English: Wreckage of a Fairley Battle shot down by the Wehrmacht, France, on May 1940. Deutsch: Trümmer einer von der Wehrmacht im Mai 1940 in Frankreich abgeschossenen Fairley Battle. (Photo credit: Wikipedia)

The CLWG December 1999 meeting started from 12 at John Rutherford’s house and we played until after 9pm. Afterwards we chatted, with the aid of several bottles of wine, until almost midnight. In total we had 13 members at the meeting. It started with a fairly light-hearted game called ‘Battling Druids‘ which was originally designed by Trevor Farrant as a participation game for wargames shows for another club that he is a member of. This involves four 100mm models of druids, four fountains, a cloud with a lighting bolt, hordes of hedges, magic spells and a whole lot of fun.

A sergeant air-gunner mans his Vickers 'K' gun...
A sergeant air-gunner mans his Vickers ‘K’ gun from the rear cockpit of a Fairey Battle. (Photo credit: Wikipedia)

Next up was an RAF Aircrew RPG which I ran with the help of a couple of others.
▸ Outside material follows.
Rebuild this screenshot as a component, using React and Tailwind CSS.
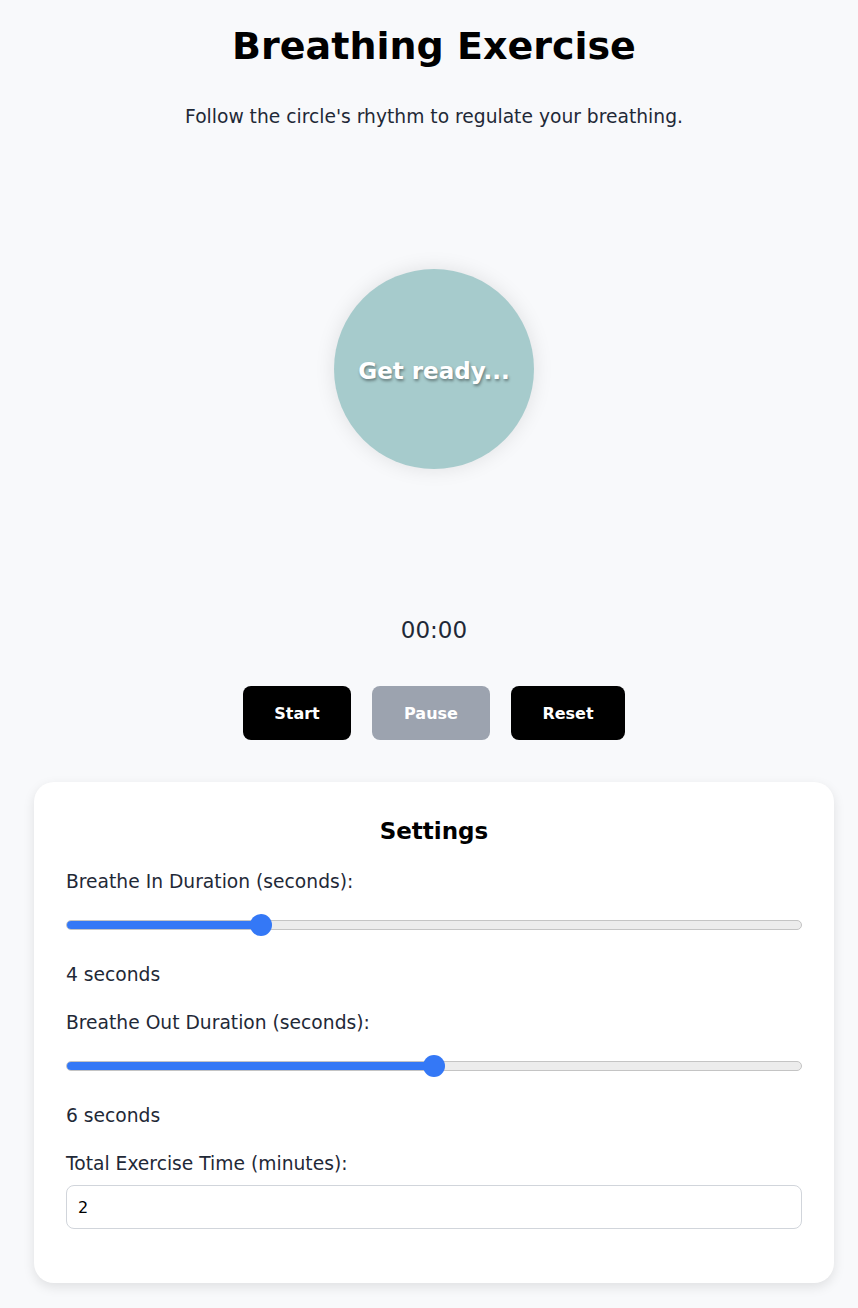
import React, { useState } from "react";

const Slider = ({ percent }) => (
  <div className="relative h-[22px] flex items-center">
    <div className="w-full h-[10px] rounded-full bg-[#ececec] border border-[#c4c4c4] overflow-hidden">
      <div className="h-full bg-[#3478f6]" style={{ width: `${percent}%` }} />
    </div>
    <div
      className="absolute top-0 w-[22px] h-[22px] -ml-[11px] rounded-full bg-[#3478f6]"
      style={{ left: `${percent}%` }}
    />
  </div>
);

export default function App() {
  const [minutes, setMinutes] = useState("2");

  return (
    <div className="min-h-screen bg-[#f8f9fb] pl-[10px] flex flex-col items-center font-['DejaVu_Sans',sans-serif] text-[#1f2937]">
      <h1 className="mt-[22px] text-[38px] leading-[48px] font-bold text-black">
        Breathing Exercise
      </h1>
      <p className="mt-[36px] text-[18.7px] leading-[22px]">
        Follow the circle's rhythm to regulate your breathing.
      </p>

      <div className="h-[400px] mt-[41px] flex items-center justify-center">
        <div className="w-[200px] h-[200px] pt-[4px] rounded-full bg-[#a6cbcc] shadow-[0_0_20px_rgba(0,0,0,0.1)] flex items-center justify-center">
          <span className="text-white text-[23px] font-bold [text-shadow:1px_2px_3px_rgba(0,0,0,0.4)]">
            Get ready...
          </span>
        </div>
      </div>

      <div className="mt-[46px] text-[23px] leading-[30px]">00:00</div>

      <div className="mt-[41px] flex gap-[21px]">
        <button className="h-[54px] w-[108px] pt-[2px] rounded-lg bg-black text-white font-bold text-[16px]">
          Start
        </button>
        <button className="h-[54px] w-[118px] pt-[2px] rounded-lg bg-[#9ca3af] text-white font-bold text-[16px]">
          Pause
        </button>
        <button className="h-[54px] w-[114px] pt-[2px] rounded-lg bg-black text-white font-bold text-[16px]">
          Reset
        </button>
      </div>

      <div className="mt-[42px] mb-[26px] w-[800px] bg-white rounded-[20px] shadow-[0_4px_12px_rgba(0,0,0,0.1)] px-8 pt-[34px] pb-[53px]">
        <h2 className="text-center text-[23px] leading-[30px] font-bold text-black">
          Settings
        </h2>
        <div className="mt-[25px] text-[18.7px] leading-[22px]">
          Breathe In Duration (seconds):
        </div>
        <div className="mt-[21px]">
          <Slider percent={26.5} />
        </div>
        <div className="mt-[28px] text-[18.7px] leading-[22px]">4 seconds</div>
        <div className="mt-[26px] text-[18.7px] leading-[22px]">
          Breathe Out Duration (seconds):
        </div>
        <div className="mt-[21px]">
          <Slider percent={50} />
        </div>
        <div className="mt-[28px] text-[18.7px] leading-[22px]">6 seconds</div>
        <div className="mt-[26px] text-[18.7px] leading-[22px]">
          Total Exercise Time (minutes):
        </div>
        <input
          type="number"
          value={minutes}
          onChange={(e) => setMinutes(e.target.value)}
          className="mt-[10px] mb-[1px] w-full h-[44px] px-[11px] rounded-lg border border-[#d1d5db] text-[16px] text-black outline-none"
        />
      </div>
    </div>
  );
}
This involved the layers creating themselves characters, setting off in their Fairey Battles and hamming it up big style. Every stereotype was there, from the Australian bush pilot (who was a real-life Quantas Jumbo Jet pilot) to the terrible ex-public schoolboy who drove his Morgan nearly as fast as the aircraft. All the players ended up in enemy hands (what do you expect when you take a Fairey Battle to bomb a bridge in Maastricht?) They were separated, interrogated and then combined in a prison camp (except for the Aussie who broke out and ran for it like a man).

This led us nicely into our next game from Jerry, which was set in a POW camp near the Swiss border in the later part of 1944. It was based on one of the exercises that the regular army uses to test its potential officers reasoning ability. We split into two groups for this, and although both groups came up with reasonable plans neither of us managed to get the ‘DS solution’ which is what the army consider to be the correct answer. Admittedly the set problem does tie your hands a bit and railroads you towards a sub-optimal solution (at least in my view). This also ran alongside another session of the ‘Battling Druids’.

Next up was the club quiz, run by me. It came in two parts. The first part was where I asked people ten questions about their ideal game, its title, what it would feature, what it wouldn’t feature, where it was set, its subject and who the dream designer would be and a couple of other things too. The interval was filled by Chinese takeaway and some wine. After that I read out the answers to each of he questions and people had to guess who had written which answers. Given the rather silly nature of some answers (e.g. one of the games was titled something like “Manchurian Kung-Fu Space Marines vs. Psycho-Alien Death Nazis from Mars”, another called “Charles & Die” – about the English Civil War naturally) this was a highly amusing game where people were accused of all sorts of things.

After the club quiz things degenerated further into hilarity with a game of Starship Marine. The game was different from normal because each player had to write down what actions the player on their left did (which rotated round the table each turn). When you got the bit of paper telling you what had just happened you announced what you wanted your character to do next (and hopefully the person who was writing down what actually happens was listening to you). This game involved teddy bears, VR porn, scantily clad women, large alien robots, leaking steam, a system failure in a suit of powered armour, accidental grenade throwing and a host of other improbable and hilarious outcomes that wouldn’t normally have happened in one of our usual games using the rules.

All that happened after that was that we sat around and talked for an hour or so before deciding that we had to leave to get last buses/trains/etc home. In all it was a good session.